オードリーのオールナイトニッポンin東京ドームで改めて感じたラジオの優しさ

 私はラジオが好きだ。聞きながらほかのことができるし、聞かない時よりも家事がはかどる。我が家は夫が朝早く、就寝も早い。一人目を出産してすぐは、寝室の隣のリビングで映画(とくに中世の貴族の物語!現実逃避!)を見ながら夜授乳後の寝かしつけをするのが至福の一人時間だった。年子で二人目ができると、やっと寝かしつけた一人目を起こしたくないために、映画は諦め、無音の中で気持ちを切り替えることが難しい日々が続いた。ある日、そうだラジオを聴こう!と思い付き、ラジコのまだないそのころ、YouTubeで気になる芸人の名前を検索し、聞いてみた。
 オードリーのM1での漫才はとてもおもしろくて好きだったが、ラジオがおもしろいという記述を雑誌で目にしたときに、違和感を覚えた。又吉らと並んで読書についてトークする時や、ひな壇に座って笑っている若林の笑顔がどこか嘘くさく見える時があったから。
 ラジオでは音楽が一切なく、二人のオープニングトークの語りが続く。春日の広がらない返答の仕方、双方向化しない語り口へのイラつきを的確に言語化して伝える若林にスカッとした。私が夫に対して思っていることをそのまま言ってくれているような気がした。
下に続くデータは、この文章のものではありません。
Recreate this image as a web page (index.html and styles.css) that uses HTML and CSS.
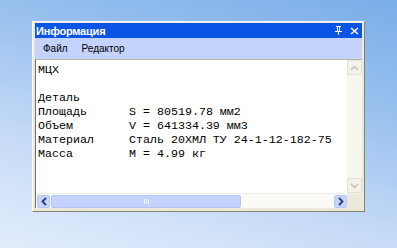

 夫はとてもよく家事をしてくれる良い人だ。早くに帰宅し、一日中乳飲み子二人を世話しているだけの私の話もよく聞いてくれた。ただ、二人で話した時に、「やっと大人と話せる!」感を満たしてもらえない暖簾に腕押しな感じのやり場のない欲求不満を持てあましていたのだということを、春日と若林のやり取りを通して思い知らされた。しかし、今はこの人とやっていくしかないのだ、とにかく今は子供たちが大きくなるために頑張らなければ。この人たちもツーカーのパーフェクトカップルではないが、こんなに楽しくショーにしているではないか、と。おそらく誰とも共有できないであろうラジオでの昇華の仕方をして励まされた。
 春日の恋愛話、結婚、記事に載ったこと、そこからの立ち直り、若林のお父様がお隠れになったこと、嫁の妄想、からの結婚・・・彼らの人生の変化とその戸惑いの物語を一緒に生きているように思って心強かった。ラジオは目に見えないからこそ、今の自分の気持ちを投影しやすい力を持っているのだろう。
 そして、東京ドーム。武道館は二人の子育てで手一杯で行けなかったが、中学生になった今、やっとファンイベントに行ける!しかし、もう私は若くはない。聞き始めてから10年以上経っている。若者やカップルや楽し気なグループに混じって、おばさん一人が行ったところで楽しめるだろうかと不安になった。しかし、寒さと共に、「私が結婚生活と子育てに役立ててきたラジオじゃないか!胸を張って行こう!」と一人で行くことにした。
 私の不安を知った夫と息子がドームの外まで自転車で見送りに来てくれた。ドームの中では若林がさっそうと自転車で走り抜けていった。
 私はラジオを聴きながらいつも勝手な連想や一日の振り返りをしていたので、細かなエピソードは覚えていないが大丈夫か心配だったが、若林はそういえばいつも同じ繰り返してくれていた。新しいリスナーがいつ来てもよいように。初めてコンビニのコーヒーを入れた時に店員に手順を怒られたときの戸惑いをそのままラジオまで持ってこられる人だ。とても誠実で行き届いたイベントだった。おもしろいとかおもしろくないとかいう次元では語れない、長くラジオで励まされてきた人間にとって、これからもついていこうと思えるイベントだった。そして、これを書いたら怒られるかもしれないが、やはりオードリーは春日の華と受け流し方と春日なりの優しさがなければ成立しないことも視覚化できた。
 ごった返す水道橋駅を背に、お茶の水を目指しながら、皆の中にいながら、これからも一人で生きていけるようにしようと熱く心に誓いながら帰途に就いた。